Dabei wird im Schreiben auch mitgeteilt, das sich für die Konzerntöchter die Rechnungsadresse ändert, mithin Aufgaben zentralisiert werden. Meist ein Zeichen, dass mit dem „Heben von Synergien“ Stellen gestrichen werden sollen. Zumindest aber können „für Warenlieferungen weiterhin die Anschriften in Schwarzenbek gültig sein“, so die Mitteilung. Aber: „Die genaue Adresse … ist bitte immer aktuell der Bestellung zu entnehmen.“
In der Corona-Pandemie erstmals Kurzarbeit vereinbart
Tatsächlich ist die Mitteilung wenig überraschend. Sie steht am Ende von Verhandlungen zwischen IG Metall, Betriebsräten und Arbeitgeberseite. Ziel: Die Hauni-Gruppe zukunftsfähig umbauen. Der Rahmen wurde in einem Zukunftstarifvertrag fixiert, ihn lobt die Gewerkschaft als „lehrbuchhaft“.

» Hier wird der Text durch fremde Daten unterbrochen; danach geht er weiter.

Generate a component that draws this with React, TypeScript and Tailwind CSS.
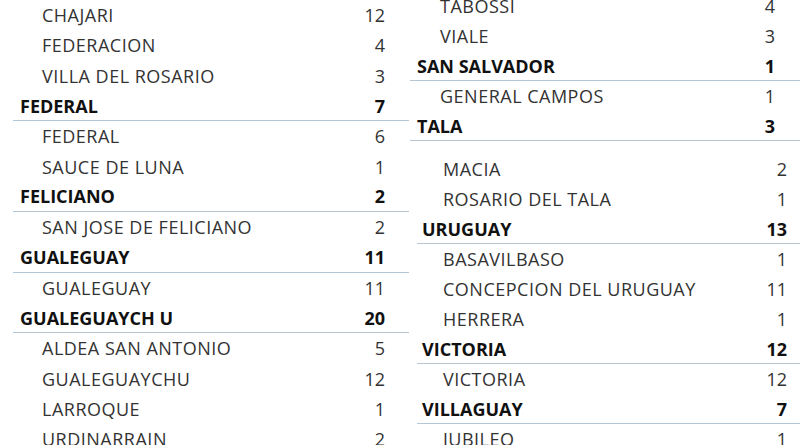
type Row = { name: string; value: number; head?: boolean };

const left: Row[] = [
  { name: "CHAJARI", value: 12 },
  { name: "FEDERACION", value: 4 },
  { name: "VILLA DEL ROSARIO", value: 3 },
  { name: "FEDERAL", value: 7, head: true },
  { name: "FEDERAL", value: 6 },
  { name: "SAUCE DE LUNA", value: 1 },
  { name: "FELICIANO", value: 2, head: true },
  { name: "SAN JOSE DE FELICIANO", value: 2 },
  { name: "GUALEGUAY", value: 11, head: true },
  { name: "GUALEGUAY", value: 11 },
  { name: "GUALEGUAYCH U", value: 20, head: true },
  { name: "ALDEA SAN ANTONIO", value: 5 },
  { name: "GUALEGUAYCHU", value: 12 },
  { name: "LARROQUE", value: 1 },
  { name: "URDINARRAIN", value: 2 },
];

const rightTop: Row[] = [
  { name: "TABOSSI", value: 4 },
  { name: "VIALE", value: 3 },
  { name: "SAN SALVADOR", value: 1, head: true },
  { name: "GENERAL CAMPOS", value: 1 },
  { name: "TALA", value: 3, head: true },
];

const rightBottom: Row[] = [
  { name: "MACIA", value: 2 },
  { name: "ROSARIO DEL TALA", value: 1 },
  { name: "URUGUAY", value: 13, head: true },
  { name: "BASAVILBASO", value: 1 },
  { name: "CONCEPCION DEL URUGUAY", value: 11 },
  { name: "HERRERA", value: 1 },
  { name: "VICTORIA", value: 12, head: true },
  { name: "VICTORIA", value: 12 },
  { name: "VILLAGUAY", value: 7, head: true },
  { name: "JUBILEO", value: 1 },
];

type RowProps = { row: Row; h: string; headPad: string; subPad: string; numRight: string };

function TableRow({ row, h, headPad, subPad, numRight }: RowProps) {
  if (row.head) {
    return (
      <div className={`flex items-center justify-between border-b border-[#b4c7d6] font-bold text-[#111] ${h} ${headPad} ${numRight}`}>
        <span>{row.name}</span>
        <span>{row.value}</span>
      </div>
    );
  }
  return (
    <div className={`flex items-center justify-between text-[#333] ${h} ${subPad} ${numRight}`}>
      <span className="tracking-[0.5px]">{row.name}</span>
      <span>{row.value}</span>
    </div>
  );
}

export default function App() {
  return (
    <div className="flex h-[445px] w-[800px] overflow-hidden bg-white font-['Open_Sans',sans-serif] text-[18px] leading-none">
      {/* left column */}
      <div className="w-[409px] shrink-0 pl-[13px]">
        {left.map((r, i) => (
          <TableRow key={i} row={r} h="h-[30.3px]" headPad="pl-[7px]" subPad="pl-[29px]" numRight="pr-[24px]" />
        ))}
      </div>
      {/* right column, scrolled up a little */}
      <div className="flex-1 -mt-[9px]">
        <div className="pl-[1px]">
          {rightTop.map((r, i) => (
            <TableRow key={i} row={r} h="h-[30px]" headPad="pl-[7px]" subPad="pl-[30px]" numRight="pr-[25px]" />
          ))}
        </div>
        <div className="h-[13px]" />
        <div className="pl-[8px]">
          {rightBottom.map((r, i) => (
            <TableRow key={i} row={r} h="h-[30px]" headPad="pl-[5px]" subPad="pl-[26px]" numRight="pr-[13px]" />
          ))}
        </div>
      </div>
    </div>
  );
}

In der Corona-Pandemie musste erstmals für den Maschinenbauer Hauni Kurzarbeit vereinbart werden. Die eigentlichen Probleme für den Marktführer für Zigarettenmaschinen rühren jedoch aus der weltweit sinkenden Nachfrage nach Glimmstängeln. Der Absatz von Hightech-Zigarettenmaschinen, wie die Hauni sie fertigt, ist massiv eingebrochen. Folgerichtig werden auch weniger Anlagen zur Tabakaufbereitung benötigt, wie die Primary sie in Schwarzenbek herstellt. Auch das Kerngeschäft der Universelle leidet, die Instandsetzung und Modernisierung von Zigarettenmaschinen.

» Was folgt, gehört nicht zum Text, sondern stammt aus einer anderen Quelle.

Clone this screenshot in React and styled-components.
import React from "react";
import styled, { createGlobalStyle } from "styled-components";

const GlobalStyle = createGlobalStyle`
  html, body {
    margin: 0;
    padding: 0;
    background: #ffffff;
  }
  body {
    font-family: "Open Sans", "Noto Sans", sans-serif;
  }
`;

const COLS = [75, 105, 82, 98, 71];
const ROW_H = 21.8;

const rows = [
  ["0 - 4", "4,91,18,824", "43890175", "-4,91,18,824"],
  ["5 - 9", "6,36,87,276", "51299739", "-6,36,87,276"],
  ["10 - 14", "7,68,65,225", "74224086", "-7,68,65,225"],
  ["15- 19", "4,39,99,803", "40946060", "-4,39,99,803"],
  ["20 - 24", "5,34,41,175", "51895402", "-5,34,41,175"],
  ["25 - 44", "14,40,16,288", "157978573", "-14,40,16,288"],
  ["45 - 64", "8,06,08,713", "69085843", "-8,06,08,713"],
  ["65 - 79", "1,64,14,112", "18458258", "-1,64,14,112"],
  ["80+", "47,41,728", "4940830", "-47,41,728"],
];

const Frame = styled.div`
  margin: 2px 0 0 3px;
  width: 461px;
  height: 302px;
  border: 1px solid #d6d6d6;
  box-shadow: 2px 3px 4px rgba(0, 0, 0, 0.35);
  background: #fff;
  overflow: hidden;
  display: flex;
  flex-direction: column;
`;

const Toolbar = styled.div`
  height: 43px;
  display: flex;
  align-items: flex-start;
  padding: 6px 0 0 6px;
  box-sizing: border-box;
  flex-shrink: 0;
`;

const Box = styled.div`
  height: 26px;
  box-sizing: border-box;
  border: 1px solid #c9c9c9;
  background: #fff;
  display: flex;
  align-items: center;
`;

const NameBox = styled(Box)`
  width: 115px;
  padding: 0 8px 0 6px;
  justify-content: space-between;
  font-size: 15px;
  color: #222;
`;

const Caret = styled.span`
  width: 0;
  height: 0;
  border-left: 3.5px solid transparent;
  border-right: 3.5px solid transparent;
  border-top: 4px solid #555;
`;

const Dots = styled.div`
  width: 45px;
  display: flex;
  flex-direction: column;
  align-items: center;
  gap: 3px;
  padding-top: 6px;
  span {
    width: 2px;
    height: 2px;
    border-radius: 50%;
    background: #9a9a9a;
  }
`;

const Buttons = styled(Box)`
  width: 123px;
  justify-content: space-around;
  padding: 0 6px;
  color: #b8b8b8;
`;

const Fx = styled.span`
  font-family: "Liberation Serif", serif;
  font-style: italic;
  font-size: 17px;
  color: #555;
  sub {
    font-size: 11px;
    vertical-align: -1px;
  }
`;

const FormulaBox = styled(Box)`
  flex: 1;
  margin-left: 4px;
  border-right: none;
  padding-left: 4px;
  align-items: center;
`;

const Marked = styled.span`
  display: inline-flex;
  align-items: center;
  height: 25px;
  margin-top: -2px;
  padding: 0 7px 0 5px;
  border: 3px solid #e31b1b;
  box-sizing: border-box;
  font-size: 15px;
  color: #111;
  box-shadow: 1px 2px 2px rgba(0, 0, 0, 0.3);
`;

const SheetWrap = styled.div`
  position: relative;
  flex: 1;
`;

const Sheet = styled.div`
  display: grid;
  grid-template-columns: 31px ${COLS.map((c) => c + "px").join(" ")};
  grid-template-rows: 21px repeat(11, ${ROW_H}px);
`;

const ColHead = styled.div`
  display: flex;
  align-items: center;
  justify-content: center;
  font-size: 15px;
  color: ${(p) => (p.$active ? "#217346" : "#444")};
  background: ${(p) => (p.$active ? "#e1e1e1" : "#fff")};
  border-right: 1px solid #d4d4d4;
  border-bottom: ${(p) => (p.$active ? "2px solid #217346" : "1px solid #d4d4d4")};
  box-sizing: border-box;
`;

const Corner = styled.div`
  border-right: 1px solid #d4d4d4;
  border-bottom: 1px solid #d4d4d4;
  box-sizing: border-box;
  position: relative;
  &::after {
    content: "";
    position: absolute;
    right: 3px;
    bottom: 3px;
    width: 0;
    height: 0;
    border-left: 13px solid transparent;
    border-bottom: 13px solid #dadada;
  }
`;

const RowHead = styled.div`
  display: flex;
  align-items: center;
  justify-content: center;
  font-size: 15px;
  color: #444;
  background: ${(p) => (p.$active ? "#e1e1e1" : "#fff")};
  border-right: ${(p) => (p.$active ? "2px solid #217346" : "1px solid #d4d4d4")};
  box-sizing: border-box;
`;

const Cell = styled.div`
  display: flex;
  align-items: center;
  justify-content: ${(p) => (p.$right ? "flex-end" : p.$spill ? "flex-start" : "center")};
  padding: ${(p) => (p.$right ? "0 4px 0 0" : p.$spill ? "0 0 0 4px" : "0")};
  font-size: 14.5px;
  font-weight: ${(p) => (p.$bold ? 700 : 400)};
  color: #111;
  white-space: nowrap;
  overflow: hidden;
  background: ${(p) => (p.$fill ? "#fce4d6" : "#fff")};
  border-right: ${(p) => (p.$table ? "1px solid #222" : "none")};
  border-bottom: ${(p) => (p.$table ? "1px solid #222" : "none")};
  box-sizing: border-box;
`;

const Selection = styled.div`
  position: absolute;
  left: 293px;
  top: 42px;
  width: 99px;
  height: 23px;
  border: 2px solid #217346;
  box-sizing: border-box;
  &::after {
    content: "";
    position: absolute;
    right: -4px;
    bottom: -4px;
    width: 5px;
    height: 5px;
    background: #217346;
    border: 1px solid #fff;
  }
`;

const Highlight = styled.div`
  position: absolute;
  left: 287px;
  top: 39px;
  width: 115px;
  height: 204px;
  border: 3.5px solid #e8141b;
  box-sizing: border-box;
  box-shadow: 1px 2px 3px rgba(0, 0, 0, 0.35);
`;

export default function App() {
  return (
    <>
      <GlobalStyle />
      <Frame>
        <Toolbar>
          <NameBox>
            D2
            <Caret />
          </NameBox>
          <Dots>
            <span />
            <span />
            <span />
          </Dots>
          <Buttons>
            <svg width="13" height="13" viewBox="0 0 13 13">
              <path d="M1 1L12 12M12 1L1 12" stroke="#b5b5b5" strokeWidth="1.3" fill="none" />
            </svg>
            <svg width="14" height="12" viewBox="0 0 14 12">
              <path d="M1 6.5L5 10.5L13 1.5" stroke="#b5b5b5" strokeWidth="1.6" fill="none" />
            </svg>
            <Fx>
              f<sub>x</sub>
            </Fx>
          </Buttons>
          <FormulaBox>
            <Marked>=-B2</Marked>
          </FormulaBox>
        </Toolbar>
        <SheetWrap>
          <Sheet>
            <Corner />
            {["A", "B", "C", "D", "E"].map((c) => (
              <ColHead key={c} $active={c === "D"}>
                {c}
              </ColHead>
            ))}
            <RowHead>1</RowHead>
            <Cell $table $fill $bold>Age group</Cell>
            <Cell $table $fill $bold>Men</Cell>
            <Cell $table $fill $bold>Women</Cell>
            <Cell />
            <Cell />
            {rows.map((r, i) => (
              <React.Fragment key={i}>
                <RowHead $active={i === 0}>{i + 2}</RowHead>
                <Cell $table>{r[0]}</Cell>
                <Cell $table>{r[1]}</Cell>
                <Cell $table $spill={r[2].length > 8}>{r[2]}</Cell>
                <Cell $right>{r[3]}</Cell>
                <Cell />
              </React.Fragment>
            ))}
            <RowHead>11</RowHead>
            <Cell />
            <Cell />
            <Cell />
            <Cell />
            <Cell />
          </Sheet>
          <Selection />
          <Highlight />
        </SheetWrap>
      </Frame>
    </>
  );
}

Der Maschinenbauer und seine Töchter leiden unter Absatzkrise
Auf 953 Arbeitsplätze hatte das Hauni-Management den Arbeitskräfteüberhang beziffert: Etwa jede dritte Stelle hätte abgebaut werden sollen, so die Ausgangslage. Die Betriebsräte setzten die Forderung dagegen, das Unternehmen müsse sich neu erfinden, für einen Umbau werde qualifiziertes Personal benötigt. Der Kompromiss wurde nach langen Verhandlungen zwischen Gewerkschaft, Betriebsräten und Management vereinbart: Der Stellenabbau wird auf knapp 700 reduziert, auf Entlassungen verzichtet.

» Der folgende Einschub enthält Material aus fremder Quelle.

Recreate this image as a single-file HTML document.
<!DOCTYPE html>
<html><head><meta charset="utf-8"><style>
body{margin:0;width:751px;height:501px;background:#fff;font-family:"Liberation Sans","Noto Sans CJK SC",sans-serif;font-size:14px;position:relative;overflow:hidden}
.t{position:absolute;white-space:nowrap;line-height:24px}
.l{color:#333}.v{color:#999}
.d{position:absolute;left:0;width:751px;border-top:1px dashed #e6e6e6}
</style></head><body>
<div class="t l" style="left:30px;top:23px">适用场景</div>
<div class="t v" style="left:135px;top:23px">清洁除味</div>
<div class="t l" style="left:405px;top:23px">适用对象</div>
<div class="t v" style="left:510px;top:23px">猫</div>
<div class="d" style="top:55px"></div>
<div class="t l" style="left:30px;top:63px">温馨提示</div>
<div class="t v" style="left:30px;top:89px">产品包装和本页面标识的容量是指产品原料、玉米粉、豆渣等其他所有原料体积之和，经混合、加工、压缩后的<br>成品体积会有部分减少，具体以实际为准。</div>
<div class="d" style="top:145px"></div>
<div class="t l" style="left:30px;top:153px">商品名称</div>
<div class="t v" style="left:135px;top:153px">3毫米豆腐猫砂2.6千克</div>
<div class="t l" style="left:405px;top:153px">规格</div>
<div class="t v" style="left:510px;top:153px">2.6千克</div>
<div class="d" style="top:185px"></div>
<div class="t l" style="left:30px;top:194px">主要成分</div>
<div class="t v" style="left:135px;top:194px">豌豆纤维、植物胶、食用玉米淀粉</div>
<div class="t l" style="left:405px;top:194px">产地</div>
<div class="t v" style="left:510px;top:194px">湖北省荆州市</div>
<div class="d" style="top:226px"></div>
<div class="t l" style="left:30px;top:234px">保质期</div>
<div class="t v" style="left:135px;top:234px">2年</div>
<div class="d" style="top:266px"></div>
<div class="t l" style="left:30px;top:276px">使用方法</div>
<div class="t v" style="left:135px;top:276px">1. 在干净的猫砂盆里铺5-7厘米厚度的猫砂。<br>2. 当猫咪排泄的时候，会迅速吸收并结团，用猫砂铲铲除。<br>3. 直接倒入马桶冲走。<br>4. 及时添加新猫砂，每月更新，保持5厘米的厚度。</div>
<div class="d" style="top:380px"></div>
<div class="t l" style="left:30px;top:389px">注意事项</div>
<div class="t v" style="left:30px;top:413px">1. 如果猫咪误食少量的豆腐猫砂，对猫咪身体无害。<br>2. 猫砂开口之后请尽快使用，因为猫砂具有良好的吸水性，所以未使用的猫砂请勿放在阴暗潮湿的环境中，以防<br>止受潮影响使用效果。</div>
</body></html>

Über Altersteilzeit (ab Geburtsjahr 1964) und Abfindungsangebote wird die Mitarbeiterzahl an den Standorten Bergedorf und Schwarzenbek bis Ende 2024 sozialverträglich auf 1610 Mitarbeiter reduziert, bestätigt Pressesprecherin Henriette Fiebig. Daten zu einzelnen Standorten würden nicht genannt, „diese werden als Einheit betrachtet“. Mit dem Betriebsrat vereinbart sind Qualifizierungsmaßnahmen. „Mitarbeiter- und Mitarbeiterinnen, die innerhalb des Betriebes eine neue Funktion einnehmen, bekommen eine umfassende Qualifizierung für ihren neuen Tätigkeitsbereich.“
„Das Unternehmen richtet sich komplett neu aus“
Die Einigung mit der Arbeitgeberseite sei vor allem durch den starken Hauni-Betriebsrat vorangetrieben worden, lobt Ina Mewes, Gewerkschaftssekretärin der IG Metall. Mit dem abgeschlossenen Zukunftstarifvertrag habe man sich darauf verständigt, wie die notwendige „Transformation“ der Hauni gemeinsam zum Erfolg geführt werden könne. „Das Unternehmen richtet sich komplett neu aus. Die Verschmelzung bietet die Chance, sich neu zu strukturieren.“
Der Fortbestand einzelner Hauni-Töchter in und um Bergedorf mache keinen Sinn, so Mewes. Die Verschmelzung sei wirtschaftlich sinnvoll. „Es wird so gelingen, sich gemeinsam besser am Markt zu behaupten.“
Alle Betriebe, Mutter wie Töchter, müssen Personal abbauen
Alle Firmen seien gleichermaßen betrachtet worden, „alle müssen Personal abbauen“, sagt Mewes. Eines sei mit der Einigung nicht verbunden, eine dauerhafte Garantie der Standorte, so die Gewerkschafterin. Mit Blick auf die Primary in Schwarzenbek waren wiederholt Überlegungen laut geworden, sie mit ausländischen Unternehmen zu fusionieren.